That gives a fillip to Chaman Bahaar’s business, with Billu’s fortunes booming, but it comes with a catch. Billu, himself, has fallen prey to Rinku’s charms and now he faces a dilemma: to keep his shop open and keep doing good business, or to shut it down and not “share” Rinku with anyone else.

At the heart of Chaman Bahaar is a charming premise ripe with possibilities. The film compellingly brings alive life in a small town where even puny-sized men size up each other at every street corner and plunge into blows at the drop of a cuss word, but don’t hesitate to hug it out over a game of carom, mostly calling each other “Daddy”, a term common to such parts of the country.

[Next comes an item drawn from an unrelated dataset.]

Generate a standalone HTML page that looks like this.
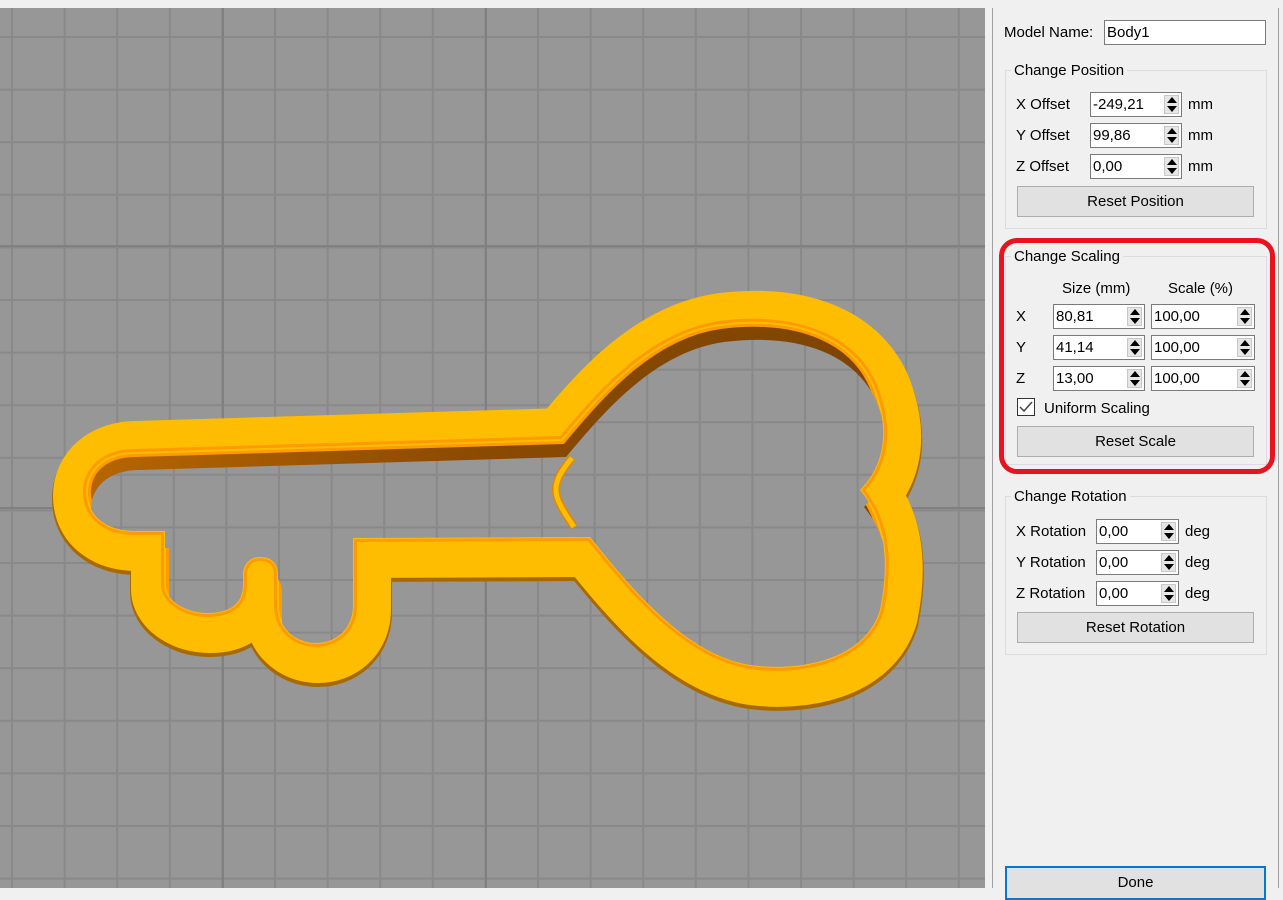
<!DOCTYPE html>
<html><head><meta charset="utf-8">
<style>
*{margin:0;padding:0;box-sizing:border-box}
body{width:1283px;height:888px;overflow:hidden;background:#f0f0f0;font-family:"Liberation Sans",sans-serif;font-size:14.5px;color:#000;position:relative}
.a{position:absolute;white-space:nowrap}
.in{position:absolute;background:#fff;border:1px solid #7a7a7a;height:25px;padding:3px 0 0 2px;font-size:15px}
.sp{position:absolute;right:2px;top:2px;width:15px;height:19px;background:#e6e6e6;border:1px solid #c8c8c8}
.sp:before{content:"";position:absolute;left:2px;top:1px;border-left:5px solid transparent;border-right:5px solid transparent;border-bottom:6px solid #000}
.sp:after{content:"";position:absolute;left:2px;bottom:1px;border-left:5px solid transparent;border-right:5px solid transparent;border-top:6px solid #000}
.grp{position:absolute;border:1px solid #dcdcdc}
.gt{position:absolute;background:#f0f0f0;padding:0 3px;font-size:15px}
.btn{position:absolute;background:#e1e1e1;border:1px solid #adadad;text-align:center;font-size:15px;line-height:29px}
</style></head><body>
<svg class="a" style="left:0;top:8px" width="985" height="880" viewBox="0 8 985 880">
<defs>
<pattern id="g" patternUnits="userSpaceOnUse" x="11" y="36" width="52.6" height="52.6">
<rect width="52.6" height="52.6" fill="#979797"/>
<rect width="2" height="52.6" fill="#898989"/>
<rect width="52.6" height="2" fill="#898989"/>
</pattern>
<linearGradient id="w" x1="0" x2="1"><stop offset="0" stop-color="#b86500"/><stop offset=".5" stop-color="#8a4a00"/><stop offset="1" stop-color="#7e4400"/></linearGradient>
<path id="h" d="M135,453 L562,440 C600,395 650,335 720,325 C800,315 862,340 878,400 C890,440 880,470 860,490 C885,520 890,560 880,610 C865,660 800,672 750,665 C690,655 640,600 590,537 L353,538 L353,605 C353,630 335,643 316,643 C295,643 278,628 278,605 L278,575 C278,562 270,557 260,557 C250,557 243,564 243,575 L243,585 C243,605 228,613 208,613 C185,613 165,600 165,585 L165,531 L135,531 C105,531 87,515 87,492 C87,470 105,453 135,453 Z"/>
</defs>
<rect x="0" y="8" width="985" height="880" fill="url(#g)"/>
<rect x="0" y="245" width="985" height="2" fill="#808080"/>
<rect x="0" y="507" width="985" height="2" fill="#808080"/>
<rect x="222" y="8" width="2" height="880" fill="#808080"/>
<rect x="485" y="8" width="2" height="880" fill="#808080"/>
<use href="#h" transform="translate(2,7)" fill="none" stroke="#a86a00" stroke-width="74" stroke-linejoin="round"/>
<use href="#h" transform="translate(2,4)" fill="none" stroke="#ffbd00" stroke-width="72" stroke-linejoin="round"/>
<use href="#h" fill="url(#w)" stroke="#ff9a00" stroke-width="8"/>
<use href="#h" fill="none" stroke="#ffbd00" stroke-width="2"/>
<clipPath id="c"><use href="#h"/></clipPath>
<g clip-path="url(#c)"><use href="#h" transform="translate(4,17)" fill="url(#g)"/></g>
<path d="M572,458 C560,472 552,485 558,500 C562,510 568,518 574,527" fill="none" stroke="#e08800" stroke-width="8"/>
<path d="M572,458 C560,472 552,485 558,500 C562,510 568,518 574,527" fill="none" stroke="#ffbd00" stroke-width="5"/>
</svg>
<div class="a" style="left:992px;top:8px;width:1px;height:880px;background:#a0a0a0"></div>
<div class="a" style="left:1278px;top:8px;width:1px;height:880px;background:#a0a0a0"></div>

<div class="a" style="left:1004px;top:24px;font-size:15px">Model Name:</div>
<div class="in" style="left:1104px;top:20px;width:162px;">Body1</div>

<div class="grp" style="left:1005px;top:70px;width:262px;height:159px"></div>
<div class="gt" style="left:1011px;top:62px">Change Position</div>
<div class="a" style="left:1016px;top:96px;font-size:15px">X Offset</div>
<div class="in" style="left:1090px;top:92px;width:92px">-249,21<div class="sp"></div></div>
<div class="a" style="left:1188px;top:96px;font-size:15px">mm</div>
<div class="a" style="left:1016px;top:127px;font-size:15px">Y Offset</div>
<div class="in" style="left:1090px;top:123px;width:92px">99,86<div class="sp"></div></div>
<div class="a" style="left:1188px;top:127px;font-size:15px">mm</div>
<div class="a" style="left:1016px;top:158px;font-size:15px">Z Offset</div>
<div class="in" style="left:1090px;top:154px;width:92px">0,00<div class="sp"></div></div>
<div class="a" style="left:1188px;top:158px;font-size:15px">mm</div>
<div class="btn" style="left:1017px;top:186px;width:237px;height:31px">Reset Position</div>

<div class="grp" style="left:1005px;top:256px;width:262px;height:209px"></div>
<div class="gt" style="left:1011px;top:248px">Change Scaling</div>
<div class="a" style="left:1062px;top:280px;font-size:15px">Size (mm)</div>
<div class="a" style="left:1168px;top:280px;font-size:15px">Scale (%)</div>
<div class="a" style="left:1016px;top:308px;font-size:15px">X</div>
<div class="in" style="left:1053px;top:304px;width:92px">80,81<div class="sp"></div></div>
<div class="in" style="left:1151px;top:304px;width:104px">100,00<div class="sp"></div></div>
<div class="a" style="left:1016px;top:339px;font-size:15px">Y</div>
<div class="in" style="left:1053px;top:335px;width:92px">41,14<div class="sp"></div></div>
<div class="in" style="left:1151px;top:335px;width:104px">100,00<div class="sp"></div></div>
<div class="a" style="left:1016px;top:370px;font-size:15px">Z</div>
<div class="in" style="left:1053px;top:366px;width:92px">13,00<div class="sp"></div></div>
<div class="in" style="left:1151px;top:366px;width:104px">100,00<div class="sp"></div></div>
<div class="a" style="left:1017px;top:398px;width:18px;height:18px;background:#fff;border:1px solid #333"></div>
<svg class="a" style="left:1017px;top:398px" width="18" height="18"><path d="M3,9 L7,13 L15,4" fill="none" stroke="#444" stroke-width="1.5"/></svg>
<div class="a" style="left:1044px;top:400px;font-size:15px">Uniform Scaling</div>
<div class="btn" style="left:1017px;top:426px;width:237px;height:31px">Reset Scale</div>
<div class="a" style="left:999px;top:238px;width:276px;height:236px;border:5px solid #e8131f;border-radius:18px"></div>

<div class="grp" style="left:1005px;top:496px;width:262px;height:159px"></div>
<div class="gt" style="left:1011px;top:488px">Change Rotation</div>
<div class="a" style="left:1016px;top:523px;font-size:15px">X Rotation</div>
<div class="in" style="left:1096px;top:519px;width:83px">0,00<div class="sp"></div></div>
<div class="a" style="left:1185px;top:523px;font-size:15px">deg</div>
<div class="a" style="left:1016px;top:554px;font-size:15px">Y Rotation</div>
<div class="in" style="left:1096px;top:550px;width:83px">0,00<div class="sp"></div></div>
<div class="a" style="left:1185px;top:554px;font-size:15px">deg</div>
<div class="a" style="left:1016px;top:585px;font-size:15px">Z Rotation</div>
<div class="in" style="left:1096px;top:581px;width:83px">0,00<div class="sp"></div></div>
<div class="a" style="left:1185px;top:585px;font-size:15px">deg</div>
<div class="btn" style="left:1017px;top:612px;width:237px;height:31px">Reset Rotation</div>

<div class="btn" style="left:1005px;top:866px;width:261px;height:34px;border:2px solid #0078d7;line-height:30px">Done</div>
</body></html>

Even as it explores Billu’s silent, one-sided love story, Chaman Bahaar casts a critical eye on everything from toxic masculinity to small-town political dynamics, but the film almost legitimising stalking will make you uncomfortable. Men much older than Rinku follow her and park themselves for hours in front of her house, with her teacher’s obsession with the young girl coming off as borderline creepy.

It doesn’t help that the film, in a bid to paint Rinku as a fantasy beyond the reach of all these men, including Billu, makes her just a presence in the film, not a character. She’s barely given a line to speak in the whole film.

Despite its problems, Chaman Bahaar is rescued by a spot-on act from Jeetu. Rinku may be the one with no lines, but when it comes to professing his interest in her, armed with an ‘I love you’ card in hand, it’s Billu who loses his voice. Jeetu effectively brings alive the wide-eyed wonder of a young man in the throes of first love, and then his palpable (but misplaced) frustration when he can’t get to her, and the ugly fallout of the same. That image of him towards the end, curled up on the roadside with a street dog for company, remains with you after the film ends. Chaman Bahaar may falter in parts, but Jeetu, as always, does not.